Runbook: Deployment Rollback

A bad deploy reached development, staging, or production and must be reverted. Two paths — always try Path A first; Path B is break-glass for database damage.

Canonical tooling: renewa-one/scripts/rollback-deploy.sh (reworked in PR #1918, spec docs/superpowers/specs/2026-06-09-mpg-rollback-rework-design.md). Both paths live-tested 2026-06-10.

Path A — Image rollback (first resort, non-destructive)

Use when: the bad deploy is code-level (crash, broken feature, bad config) and the database is intact. Migrations are kept additive/backward-compatible (expand/contract), so the previous image runs safely against the current schema.

./renewa-one/scripts/rollback-deploy.sh <env> --dry-run   # verify resolved digest first
./renewa-one/scripts/rollback-deploy.sh <env>

What it does:

  1. Resolves the previous image digest from the deployment-record GitHub issues.
  2. Re-promotes it via gh workflow run promote-image.yml — the rollback stays on the CI deploy path (no local flyctl deploy).
  3. Database untouched.

Notes:

  • flyctl releases rollback does not exist — do not attempt it.
  • Image digests join with @ (repo@sha256:…), never :.

Path B — Database break-glass (rare; script prepares, human flips)

Use when: a destructive migration or data corruption requires restoring the pre-deploy backup. Backup IDs are recorded in the deployment-record issue (created by snapshot-before-deploy.sh on every mutating deploy).

Critical mental model: flyctl mpg restore always forks a NEW cluster (new ID, new hostname). It can never restore in place. The CLUSTER_ID argument is the source whose backup is read.

The script:

  1. Restores the pre-deploy backup into a new cluster and waits for readiness (~5 min).
  2. Reads the current DB URLs from the running app via flyctl ssh console -C 'printenv DATABASE_URL' — no Infisical login needed mid-incident.
  3. Verifies connectivity as BOTH app-user and migration-user through a flyctl mpg proxy tunnel (*.flympg.net hostnames resolve only on Fly’s private network — direct psql from a laptop can never reach them).
  4. Prints the manual flip checklist and stops. No destructive step is automated.

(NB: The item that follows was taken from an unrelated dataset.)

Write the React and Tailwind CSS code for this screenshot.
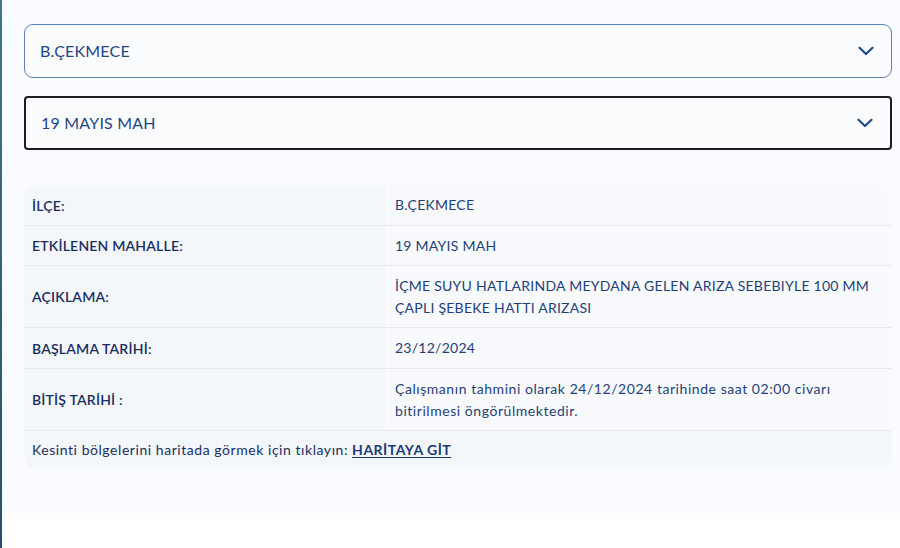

Manual flip (human executes, in order):

  1. Update DATABASE_URL + DATABASE_URL_MIGRATION in Infisical (project renewa-one, matching env scope) — never via flyctl secrets set (the Infisical sync would overwrite it).
  2. Redeploy / wait for Auto Redeploy.
  3. Update the env→cluster-id map in renewa-one/scripts/lib/mpg-clusters.sh (single source of truth).
  4. Only after the new cluster is verified serving: detach + destroy the old cluster.

Facts that save time:

  • pgBackRest physical restore preserves roles and password hashes — existing app-user/migration-user credentials work on the forked cluster.
  • 🚨 NEVER flyctl mpg destroy on production before the replacement is verified — zero recovery.

Verification

  • flyctl status -a <app> shows the expected image.
  • GET https://<app>/api/health/ready returns 200.
  • Deployment-record issue updated with what was rolled back and why.